Precious Metals: Tin Prices Hit Near 2-Year High, Boosting Prospects for Tin Mining Companies
l Over the past week, the non-ferrous metals market has remained active, with tin prices reaching their highest level since June 2022. On April 19, LME tin surged 5.23%, with a cumulative increase of 13.24% over the last three trading days. The domestic Shanghai tin futures contract rose 5.48% overnight, reaching 281,950 yuan per ton.
l Other base metals also performed strongly. The rise in non-ferrous metal prices is driven by both supply and demand factors, with tin showing particularly notable gains due to supply disruptions and strong demand.
l On the supply side, global tin ore production has declined. The Manhsang mining area in Myanmar, which accounts for nearly 70% of China's overseas tin supply, has yet to announce a clear resumption of operations, raising concerns about future supply stability.
l On the demand side, the recovery of the consumer electronics industry in 2024 and the rapid increase in tin demand from AI servers are expected to create a supply gap for tin this year.
l Analysts predict that the rise in tin prices reflects market optimism about non-ferrous metals, with tin becoming another target for international funds after gold, copper, and aluminum. The upward trend is expected to continue in the short term.
l Against the backdrop of tight supply and rising prices, tin mining companies are expected to benefit from improved earnings.
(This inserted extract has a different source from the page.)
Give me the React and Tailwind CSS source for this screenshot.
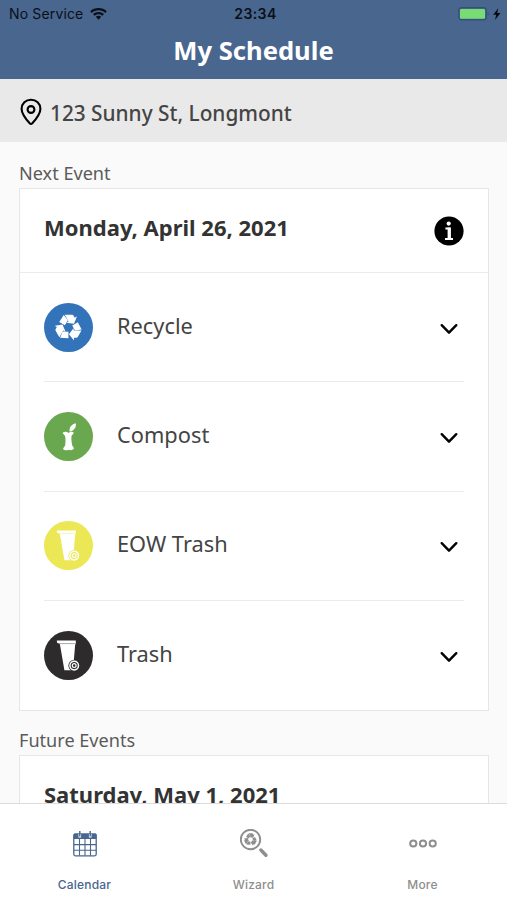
import React, { useState } from 'react'
import clsx from 'clsx'

const RecycleIcon = ({ className }) => (
  <svg className={className} viewBox="-13 -13 26 26" fill="currentColor">
    {[0, 120, 240].map(angle => (
      <g key={angle} transform={`rotate(${angle})`}>
        <path d="M-4.600-12-8.900-5.200-3.500-2.100-.6-6.900z" />
        <path d="M-3.700-12.300h6.900c.9 0 1.400.4 1.800 1.100l1 1.700 2.200-1.300-2.900 7.200-7.400-.9 2.200-1.300z" />
      </g>
    ))}
  </svg>
)

const AppleCoreIcon = () => (
  <svg className="size-[49px]" viewBox="0 0 49 49" fill="#fff">
    <path d="M25.600 19.300c-.4-3.800 1.400-6.600 6.200-8 .7 4.300-2 7.200-5.200 8.300z" />
    <path d="M18.600 20.800c2.200-1.400 4.400-1.200 6 .1 1.600-1.300 3.400-1.500 5.200-.5-.2 1.700-2 2.300-2.300 3.800-.4 3 .2 5.800.5 8.300.3 1.700 1.600 2.500 2 4-1.400 1.800-3.200 2.100-5.200 1.300-2 .9-4.200.8-5.700-.9.3-1.600 1.900-2.400 2.100-4.200.3-2.500.5-5.500 0-8.200-.4-1.700-2.100-2-2.600-3.700z" />
  </svg>
)

const BinIcon = ({ color }) => (
  <svg className="size-[49px]" viewBox="0 0 49 49" fill="none">
    <path fill="#fff" d="M12.900 9.600h18.900v3.600h-.6L29 39.200h-8.600L15.900 13.200l-3-1.800z" />
    <path stroke={color} strokeOpacity=".5" strokeWidth=".8" d="M14.500 12.600h17" />
    <circle cx="30.200" cy="34.600" r="5.800" fill={color} />
    <circle cx="30.200" cy="34.600" r="4.300" stroke="#fff" strokeWidth="1.500" />
    <circle cx="30.200" cy="34.600" r="1.900" stroke="#fff" strokeWidth="1.200" />
  </svg>
)

const PinIcon = () => (
  <svg
    className="mt-0.5 h-7 w-[22px]"
    viewBox="0 0 22 28"
    fill="none"
    stroke="#000"
    strokeWidth="2.100"
    strokeLinejoin="round"
  >
    <path d="M11 1.700c5.300 0 9.400 4 9.400 9.200 0 5.300-4.800 10.700-8.300 14.600-.7.700-1.500.7-2.200 0C6.400 21.600 1.600 16.200 1.600 10.900c0-5.200 4.100-9.200 9.400-9.200z" />
    <circle cx="11" cy="11.500" r="3.400" />
  </svg>
)

const InfoIcon = () => (
  <svg className="size-[30px]" viewBox="0 0 30 30">
    <circle cx="15" cy="15" r="14.600" />
    <circle cx="14.700" cy="7.600" r="2.100" fill="#fff" />
    <path fill="none" stroke="#fff" strokeWidth="2" d="M11.400 12.600h4.200v10.300M11 22.900h8" />
    <path stroke="#fff" strokeWidth="3.200" d="M15.200 11.600v11.300" />
  </svg>
)

const ChevronIcon = () => (
  <svg
    className="h-3 w-[18px]"
    viewBox="0 0 18 12"
    fill="none"
    stroke="#000"
    strokeWidth="2.400"
    strokeLinecap="round"
    strokeLinejoin="round"
  >
    <path d="M1.700 2.200 9 9.700l7.300-7.500" />
  </svg>
)

const WifiIcon = () => (
  <svg className="h-3 w-[17px]" viewBox="0 0 17 12" fill="#0a0f18">
    <path d="M8.500 0C5.300 0 2.400 1.200.2 3.200l1.500 1.700c1.800-1.600 4.200-2.600 6.800-2.600s5 1 6.800 2.600l1.500-1.700C14.600 1.200 11.700 0 8.500 0z" />
    <path d="M8.500 3.900c-2.100 0-4 .8-5.500 2.200l1.500 1.700c1.100-1 2.500-1.600 4-1.600s2.900.6 4 1.600L14 6.100c-1.500-1.400-3.400-2.200-5.500-2.200z" />
    <path d="M8.500 7.800c-1 0-2 .4-2.700 1l2.700 3 2.700-3c-.7-.6-1.700-1-2.700-1z" />
  </svg>
)

const BatteryIcon = () => (
  <svg className="h-[14px] w-[44px]" viewBox="0 0 44 14">
    <rect x=".7" y=".7" width="27.600" height="12.200" rx="2.800" fill="none" stroke="#34507a" strokeWidth="1.200" />
    <rect x="2" y="2" width="25" height="9.700" rx="1.300" fill="#77dc73" />
    <path fill="#34507a" d="M29.700 4.700c1.300.5 1.300 3.700 0 4.200z" />
    <path fill="#05080e" d="M40.300 1.200 35.200 7.700h3.100l-1.300 5.200 5.400-6.900h-3.300z" />
  </svg>
)

const CalendarIcon = () => (
  <svg className="h-[27px] w-6" viewBox="0 0 24 27" fill="none" stroke="currentColor">
    <rect x=".8" y="4.200" width="22.400" height="21.600" rx="1.500" strokeWidth="1.300" />
    <path fill="currentColor" d="M1 4h22v4.500H1z" />
    <path
      strokeWidth="1.100"
      d="M1 14.600h22M1 20.200h22M6.500 9v16.500M12 9v16.500M17.500 9v16.500"
    />
    <path stroke="#fff" strokeWidth="2.600" d="M6.800 4v3.500M17.200 4v3.500" />
    <path strokeWidth="1.400" d="M6.800 1v5.500M17.200 1v5.500" />
  </svg>
)

const WizardIcon = () => (
  <span className="relative block size-7">
    <svg className="size-7" viewBox="0 0 28 28" fill="none" stroke="currentColor">
      <circle cx="10.500" cy="10.500" r="9.700" strokeWidth="1.900" />
      <path strokeWidth="3.400" strokeLinecap="round" d="m20.900 21 5 5.200" />
    </svg>
    <RecycleIcon className="absolute left-[4px] top-[4px] size-[13px]" />
  </span>
)

const MoreIcon = () => (
  <svg className="h-[9px] w-7" viewBox="0 0 28 9" fill="none" stroke="currentColor" strokeWidth="2">
    <circle cx="4.300" cy="4.500" r="3.100" />
    <circle cx="14" cy="4.500" r="3.100" />
    <circle cx="23.700" cy="4.500" r="3.100" />
  </svg>
)

const services = [
  {
    name: 'Recycle',
    bg: 'bg-[#3273b9]',
    icon: <RecycleIcon className="size-[27px] text-white" />
  },
  { name: 'Compost', bg: 'bg-[#6aa84f]', icon: <AppleCoreIcon /> },
  { name: 'EOW Trash', bg: 'bg-[#ebe755]', icon: <BinIcon color="#ebe755" /> },
  { name: 'Trash', bg: 'bg-[#2d2b2c]', icon: <BinIcon color="#2d2b2c" /> }
]

const tabs = [
  { name: 'Calendar', icon: <CalendarIcon /> },
  { name: 'Wizard', icon: <WizardIcon /> },
  { name: 'More', icon: <MoreIcon /> }
]

const StatusBar = () => (
  <div className="grid h-7 grid-cols-3 items-center pl-[9px] pr-[5px] font-['Inter',sans-serif] text-sm text-[#0a0f18]">
    <div className="flex items-center gap-[7px]">
      <span className="tracking-[0.15px]">No Service</span>
      <WifiIcon />
    </div>
    <span className="text-center font-semibold tracking-[0.4px]">23:34</span>
    <div className="flex justify-end">
      <BatteryIcon />
    </div>
  </div>
)

const SectionLabel = ({ children }) => (
  <h2 className="pl-[19px] text-[18.1px] leading-6 text-[#5b5b5b]">{children}</h2>
)

const EventCard = ({ date, info, className, children }) => (
  <section
    className={clsx('ml-[19px] mr-[18px] border border-[#e6e6e6] bg-white', className)}
  >
    <div className="flex h-[84px] items-center justify-between border-b border-[#ebebeb] px-6">
      <span className="pb-[7px] text-[22px] font-bold leading-[30px] text-[#333]">
        {date}
      </span>
      {info && <InfoIcon />}
    </div>
    {children}
  </section>
)

function App() {
  const [activeTab, setActiveTab] = useState('Calendar')

  return (
    <div className="flex h-[900px] w-[507px] flex-col overflow-hidden bg-[#fafafa] font-['Noto_Sans',sans-serif]">
      <header className="h-[79px] shrink-0 bg-[#48668e]">
        <StatusBar />
        <h1 className="text-center text-[25.6px] font-bold leading-[46px] text-white">
          My Schedule
        </h1>
      </header>
      <div className="flex h-[63px] shrink-0 items-center gap-2 bg-[#e9e9e9] pl-5">
        <PinIcon />
        <span className="pt-[5px] text-[20.8px] font-medium leading-7 text-[#444]">
          123 Sunny St, Longmont
        </span>
      </div>
      <main className="min-h-0 flex-1 overflow-hidden pt-[19px]">
        <SectionLabel>Next Event</SectionLabel>
        <EventCard date="Monday, April 26, 2021" info className="mt-[3px] h-[523px]">
          <ul className="px-6">
            {services.map(({ name, bg, icon }) => (
              <li
                className="flex h-[109.4px] items-center border-b border-[#ebebeb] last:border-0"
                key={name}
              >
                <span
                  className={clsx(
                    'flex size-[49px] items-center justify-center rounded-full',
                    bg
                  )}
                >
                  {icon}
                </span>
                <span className="flex-1 pb-[3px] pl-6 text-[21.8px] leading-[30px] text-[#444]">
                  {name}
                </span>
                <button className="mr-1.5 mt-[3px]">
                  <ChevronIcon />
                </button>
              </li>
            ))}
          </ul>
        </EventCard>
        <div className="mt-[17px]">
          <SectionLabel>Future Events</SectionLabel>
        </div>
        <EventCard date="Saturday, May 1, 2021" className="mt-[3px]" />
      </main>
      <nav className="grid h-[97px] shrink-0 grid-cols-3 border-t border-[#dcdcdc] bg-white">
        {tabs.map(({ name, icon }) => (
          <button
            className={clsx(
              'flex flex-col items-center',
              name === activeTab ? 'text-[#48668e]' : 'text-[#8e8e8e]'
            )}
            key={name}
            onClick={() => setActiveTab(name)}
          >
            <span className="flex h-[78px] items-center">{icon}</span>
            <span className="-mt-[5px] font-['Inter',sans-serif] text-xs font-medium leading-4 tracking-[0.2px]">
              {name}
            </span>
          </button>
        ))}
      </nav>
    </div>
  )
}

export default App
Crude Oil: Oil Prices Erase Geopolitical Premium, but Global Oil Prices Are Still Rising
l Friday's oil market was a significant test for investors, with prices surging nearly $4 in just two hours before completely erasing gains and hitting a new intraday low. Such extreme volatility reflects the irrationality of investor sentiment, which tends to correct once the market calms down. For crude oil, the "king of commodities," single-day swings of $5 are not uncommon, but such extreme reversals are rare. Such volatility often breaches the risk control limits of most investors on the wrong side of the trade, leaving even seasoned traders in awe. After the wild swings, only those who misjudged the market are left bewildered—prices remain, but their money is gone.
l Israel finally took action on Friday, with geopolitical uncertainty being the market's greatest fear. The initial surge in adrenaline amplified volatility in oil prices and financial markets, with oil rising nearly $4 in two hours. However, the market soon realized this was another performative event, and tensions eased after Iran downplayed the attack. Iranian officials stated that the nuclear facilities previously under scrutiny were unharmed, and the three explosions near an army base in Isfahan were the result of their air defense system intercepting three drones. There was no ground damage. The attack's limited scale and Iran's muted response suggest that Middle Eastern parties are keen to avoid full-scale war, with actions aimed more at domestic appeasement and strategic goals. Observing Israel's retaliatory strike on April 19 and subsequent statements, while friction may persist, the risk of escalation appears to diminish over time. Oil prices reflected this by hitting a new intraday low, dropping $4.5 from the day's peak.
l Oil prices erased the geopolitical premium and returned to a consolidation phase overnight. Friday's extreme volatility left a long upper shadow on the chart, a classic noise pattern in oil market history. Prices are likely to consolidate around current levels as both bulls and bears reassess their positions.
l Since 2024, OPEC+ has worked hard to stabilize the oil market, with prices largely meeting expectations. Geopolitical factors have also played a role, lifting price floors and shifting the market's center of gravity upward. In April, Brent crude briefly surpassed $90. However, frequent but controlled geopolitical events have prevented runaway price surges. Meanwhile, weak diesel crack spreads, particularly in Europe, where prices hit February lows, indicate lackluster demand-side support. Against this backdrop, oil prices are unlikely to surpass last year's Q3 highs. The Biden administration's recent actions also suggest it will not tolerate further price spikes, likely capping oil prices below last year's peaks.